C’est le verbe de Dieu qui nous donne la vie dans le sein de notre mère ; voici comment Jérémie s’exprime à ce sujet : « Avant de t’avoir formé dans les entrailles de ta mère, je t’ai connu ; avant que tu fusses sorti de son sein je t’ai sanctifié, je t’ai établi prophète pour les nations. » Saint Paul dit aussi, en parlant de lui-même : « Mais lorsqu’il eut plu à Dieu, qui m’a choisi dès le sein de ma mère et qui m’a appelé par sa grâce, de me faire connaître son Fils, afin que je l’évangélisasse parmi les nations. » Puis donc que c’est le Verbe qui nous donne la vie dans le sein de notre mère, c’est pareillement le Verbe qui rendit la vue à cet aveugle de naissance, dont nous parlions tout à l’heure. Ainsi, il faisait voir que ce Verbe, qui nous donne la vie dans le travail secret de la création, était le même Verbe qui était venu habiter parmi les hommes et se manifester à eux ; il montrait aussi, par cette action, de quelle manière s’était faite la création d’Adam, et comment la main de Dieu avait opéré dans cette œuvre. Car le Christ, qui avait le pouvoir de rendre la vue, est celui qui crée tout le genre humain, exécutant ainsi les volontés de Dieu le père. La postérité d’Adam, souillée de la tache du péché originel, avait besoin d’être purifiée dans la piscine de la régénération ; c’était pour figurer cette purification du baptême, que notre Seigneur, après avoir frotté avec de la boue les yeux de l’aveugle, lui dit : « Va-t-en, et te lave dans la piscine de Siloé ; » lui donnant ainsi, et en même temps, la vie du corps et la régénération de l’âme.
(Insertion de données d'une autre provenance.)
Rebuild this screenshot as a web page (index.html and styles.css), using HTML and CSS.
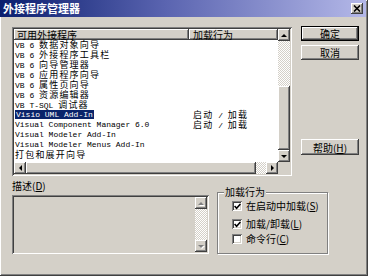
FILE: index.html
```html
<!DOCTYPE html>
<html lang="zh-CN">
<head>
    <meta charset="UTF-8">
    <title>外接程序管理器</title>
    <link rel="stylesheet" href="styles.css">
</head>
<body>
    <div class="window">
        <div class="titlebar">
            <span class="title">外接程序管理器</span>
            <div class="close raised">
                <svg width="8" height="7" viewBox="0 0 8 7">
                    <path d="M1 0.5 L7 6.5 M7 0.5 L1 6.5" stroke="#000" stroke-width="1.6" fill="none"/>
                </svg>
            </div>
        </div>

        <div class="content">
            <div class="top">
                <div class="listview">
                    <div class="lv-main">
                        <div class="lv-header">
                            <div class="hcell col1 raised">可用外接程序</div>
                            <div class="hcell col2 raised">加载行为</div>
                        </div>
                        <div class="lv-rows">
                            <div class="row"><span class="c1">VB 6 <span class="zh">数据对象向导</span></span></div>
                            <div class="row"><span class="c1">VB 6 <span class="zh">外接程序工具栏</span></span></div>
                            <div class="row"><span class="c1">VB 6 <span class="zh">向导管理器</span></span></div>
                            <div class="row"><span class="c1">VB 6 <span class="zh">应用程序向导</span></span></div>
                            <div class="row"><span class="c1">VB 6 <span class="zh">属性页向导</span></span></div>
                            <div class="row"><span class="c1">VB 6 <span class="zh">资源编辑器</span></span></div>
                            <div class="row"><span class="c1">VB T-SQL <span class="zh">调试器</span></span></div>
                            <div class="row"><span class="c1"><span class="sel">Visio UML Add-In</span></span><span class="c2"><span class="zh">启动</span> / <span class="zh">加载</span></span></div>
                            <div class="row"><span class="c1">Visual Component Manager 6.0</span><span class="c2"><span class="zh">启动</span> / <span class="zh">加载</span></span></div>
                            <div class="row"><span class="c1">Visual Modeler Add-In</span></div>
                            <div class="row"><span class="c1">Visual Modeler Menus Add-In</span></div>
                            <div class="row"><span class="c1"><span class="zh">打包和展开向导</span></span></div>
                        </div>
                    </div>
                    <div class="vscroll">
                        <div class="sb-btn raised"><span class="arr up"></span></div>
                        <div class="track" style="height: 45px"></div>
                        <div class="thumb raised" style="height: 64px"></div>
                        <div class="sb-btn raised"><span class="arr down"></span></div>
                    </div>
                    <div class="hscroll">
                        <div class="sb-btn raised"><span class="arr left"></span></div>
                        <div class="thumb raised" style="width: 230px"></div>
                        <div class="track" style="width: 10px"></div>
                        <div class="sb-btn raised"><span class="arr right"></span></div>
                    </div>
                    <div class="corner"></div>
                </div>

                <div class="buttons">
                    <div class="btn default">确定</div>
                    <div class="btn raised">取消</div>
                    <div class="btn raised help">帮助(<u>H</u>)</div>
                </div>
            </div>

            <div class="bottom">
                <div class="desc">
                    <div class="desc-label">描述(<u>D</u>)</div>
                    <div class="desc-box">
                        <div class="desc-scroll">
                            <div class="sb-btn raised"><span class="arr up off"></span></div>
                            <div class="track"></div>
                            <div class="sb-btn raised"><span class="arr down off"></span></div>
                        </div>
                    </div>
                </div>

                <fieldset class="group">
                    <legend>加载行为</legend>
                    <div class="checks">
                        <div class="cb-row first">
                            <span class="cb"><svg width="7" height="7" viewBox="0 0 7 7"><polyline points="0.6,3 2.6,5.2 6.4,1" stroke="#000" stroke-width="1.6" fill="none"/></svg></span>
                            <span>在启动中加载(<u>S</u>)</span>
                        </div>
                        <div class="cb-row second">
                            <span class="cb"><svg width="7" height="7" viewBox="0 0 7 7"><polyline points="0.6,3 2.6,5.2 6.4,1" stroke="#000" stroke-width="1.6" fill="none"/></svg></span>
                            <span>加载/卸载(<u>L</u>)</span>
                        </div>
                        <div class="cb-row third">
                            <span class="cb"></span>
                            <span>命令行(<u>C</u>)</span>
                        </div>
                    </div>
                </fieldset>
            </div>
        </div>
    </div>
</body>
</html>
```

FILE: styles.css
```css
* {
    box-sizing: border-box;
}

body {
    margin: 0;
    background: #d4d0c8;
    font-family: "Noto Sans CJK SC", sans-serif;
    font-size: 10px;
    color: #000;
}

.window {
    width: 368px;
    height: 276px;
    background: #d4d0c8;
    padding: 0 2px 2px 0;
    box-shadow: inset -1px -1px #404040, inset 1px 1px #fff, inset -2px -2px #808080;
}

.raised {
    background: #d4d0c8;
    box-shadow: inset -1px -1px #404040, inset 1px 1px #fff, inset -2px -2px #808080;
}

/* title bar */
.titlebar {
    height: 17px;
    display: flex;
    align-items: center;
    justify-content: space-between;
    padding: 0 3px 0 3px;
    background: linear-gradient(to right, #0a1e6e, #5a64b0 45%, #b4b8e8);
    color: #fff;
}

.title {
    font-weight: bold;
    font-size: 11px;
    line-height: 17px;
}

.close {
    width: 12px;
    height: 11px;
    display: flex;
    align-items: center;
    justify-content: center;
}

.content {
    padding: 10px 0 0 12px;
}

.top {
    display: flex;
    align-items: flex-start;
}

/* list view */
.listview {
    width: 280px;
    height: 149px;
    padding: 2px;
    background: #fff;
    box-shadow: inset 1px 1px #808080, inset -1px -1px #fff, inset 2px 2px #404040, inset -2px -2px #d4d0c8;
    display: grid;
    grid-template-columns: 264px 12px;
    grid-template-rows: 133px 12px;
}

.lv-header {
    display: flex;
    height: 11px;
}

.hcell {
    height: 11px;
    line-height: 11px;
    padding-left: 3px;
    white-space: nowrap;
}

.hcell.col1 {
    width: 175px;
}

.hcell.col2 {
    flex: 1;
    padding-left: 4px;
}

.lv-rows {
    font-family: "Liberation Mono", monospace;
    font-size: 8px;
}

.zh {
    font-family: "Noto Sans CJK SC", sans-serif;
    font-size: 9px;
    letter-spacing: 1.2px;
}

.row {
    display: flex;
    height: 10px;
    line-height: 10px;
    white-space: nowrap;
}

.c1 {
    width: 175px;
    padding-left: 1px;
}

.c2 {
    padding-left: 4px;
}

.sel {
    background: #0a246a;
    color: #fff;
    padding: 0 1px;
}

/* scroll bars */
.vscroll, .desc-scroll {
    display: flex;
    flex-direction: column;
}

.hscroll {
    display: flex;
}

.sb-btn {
    width: 12px;
    height: 12px;
    flex: none;
    display: flex;
    align-items: center;
    justify-content: center;
}

.track {
    background: repeating-conic-gradient(#d4d0c8 0 25%, #fff 0 50%) 0 0 / 2px 2px;
}

.corner {
    background: #d4d0c8;
}

.arr {
    width: 0;
    height: 0;
    border: solid transparent;
}

.arr.up {
    border-width: 0 3px 3px;
    border-bottom-color: #000;
}

.arr.down {
    border-width: 3px 3px 0;
    border-top-color: #000;
}

.arr.left {
    border-width: 3px 3px 3px 0;
    border-right-color: #000;
}

.arr.right {
    border-width: 3px 0 3px 3px;
    border-left-color: #000;
}

.arr.up.off {
    border-bottom-color: #808080;
    filter: drop-shadow(1px 1px 0 #fff);
}

.arr.down.off {
    border-top-color: #808080;
    filter: drop-shadow(1px 1px 0 #fff);
}

/* buttons */
.buttons {
    width: 58px;
    margin: -1px 0 0 9px;
    display: flex;
    flex-direction: column;
    gap: 4px;
}

.btn {
    height: 15px;
    display: flex;
    align-items: center;
    justify-content: center;
    line-height: 15px;
}

.btn.default {
    background: #d4d0c8;
    box-shadow: inset 0 0 0 1px #000, inset -2px -2px #404040, inset 2px 2px #fff, inset -3px -3px #808080;
}

.btn.help {
    height: 16px;
    margin-top: 75px;
}

/* bottom area */
.bottom {
    display: flex;
    gap: 8px;
}

.desc {
    width: 197px;
}

.desc-label {
    margin-top: 4px;
    height: 12px;
    line-height: 12px;
}

.desc-box {
    margin-top: 3px;
    height: 59px;
    padding: 2px;
    display: flex;
    justify-content: flex-end;
    box-shadow: inset 1px 1px #808080, inset -1px -1px #fff, inset 2px 2px #404040, inset -2px -2px #d4d0c8;
}

.desc-scroll {
    width: 12px;
}

.desc-scroll .track {
    flex: 1;
}

.group {
    width: 111px;
    height: 68px;
    margin: 10px 0 0 0;
    padding: 0 0 0 6px;
    border: 1px solid #808080;
    box-shadow: 1px 1px 0 #fff, inset 1px 1px 0 #fff;
}

.group legend {
    padding: 0 1px;
    line-height: 12px;
    background: #d4d0c8;
}

.checks {
    padding-left: 8px;
}

.cb-row {
    display: flex;
    align-items: center;
    gap: 4px;
    height: 12px;
    line-height: 12px;
    white-space: nowrap;
}

.cb-row.first {
    margin-top: 2px;
}

.cb-row.second {
    margin-top: 6px;
}

.cb-row.third {
    margin-top: 3px;
}

.cb {
    width: 10px;
    height: 10px;
    background: #fff;
    display: flex;
    align-items: center;
    justify-content: center;
    box-shadow: inset 1px 1px #808080, inset -1px -1px #fff, inset 2px 2px #404040, inset -2px -2px #d4d0c8;
}
```
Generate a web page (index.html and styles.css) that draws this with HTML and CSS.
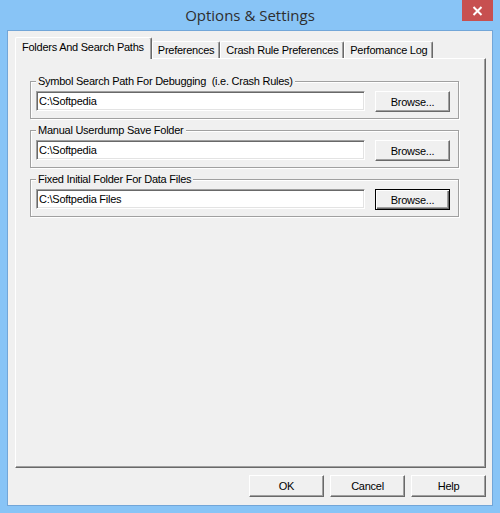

Aussi lui, après s’être lavé dans la piscine, revient-il vers le Christ, parce qu’il voulait voir son créateur, pour nous apprendre que c’était bien le Christ qui était l’auteur de la vie de cet homme, ainsi que de sa guérison.

Ils sont donc dans l’erreur ceux qui disent, d’après Valentin, que ce n’est pas avec le limon de cette terre que nous habitons que l’homme aurait été formé, mais avec une matière fluide et liquide. La raison nous dit assez que l’homme a dû être formé avec ce même limon dont se servit le Christ pour former des yeux à l’aveugle de naissance : car il eût été contradictoire de former le corps de l’homme avec une matière, et ses yeux avec une autre ; de même qu’il serait contradictoire de supposer qu’un Dieu aurait créé le corps de l’homme, et qu’un autre Dieu aurait créé ses yeux. Mais celui qui a créé le premier homme, dès le commencement, n’est autre que le Verbe, auquel Dieu le père s’adressait, quand il dit : « Faisons l’homme à notre image et à notre ressemblance ; » et c’est ce même Verbe, qui, lors de sa venue sur la terre, où il s’est manifesté au monde, a créé des yeux à cet homme qui était aveugle de naissance. L’Écriture nous montre une figure de cet avènement du Verbe, lorsqu’elle dit « qu’Adam, ayant honte de sa faute, s’était caché, et que le Seigneur, étant venu sur la fin du jour, l’appela en lui disant : Adam, où es-tu ? » Ceci était la figure de l’avènement futur du Christ, qui devait venir sur le soir, c’est-à-dire vers la fin des temps, pour rappeler l’homme à lui, lui donner le moyen d’effacer le péché originel qui avait tenu jusque-là l’homme éloigné de Dieu. Car, de même que le Seigneur vint sur le soir rechercher Adam et l’appeler ; de même le verbe de Dieu est venu sur la fin des temps visiter sa postérité et lui faire entendre sa voix.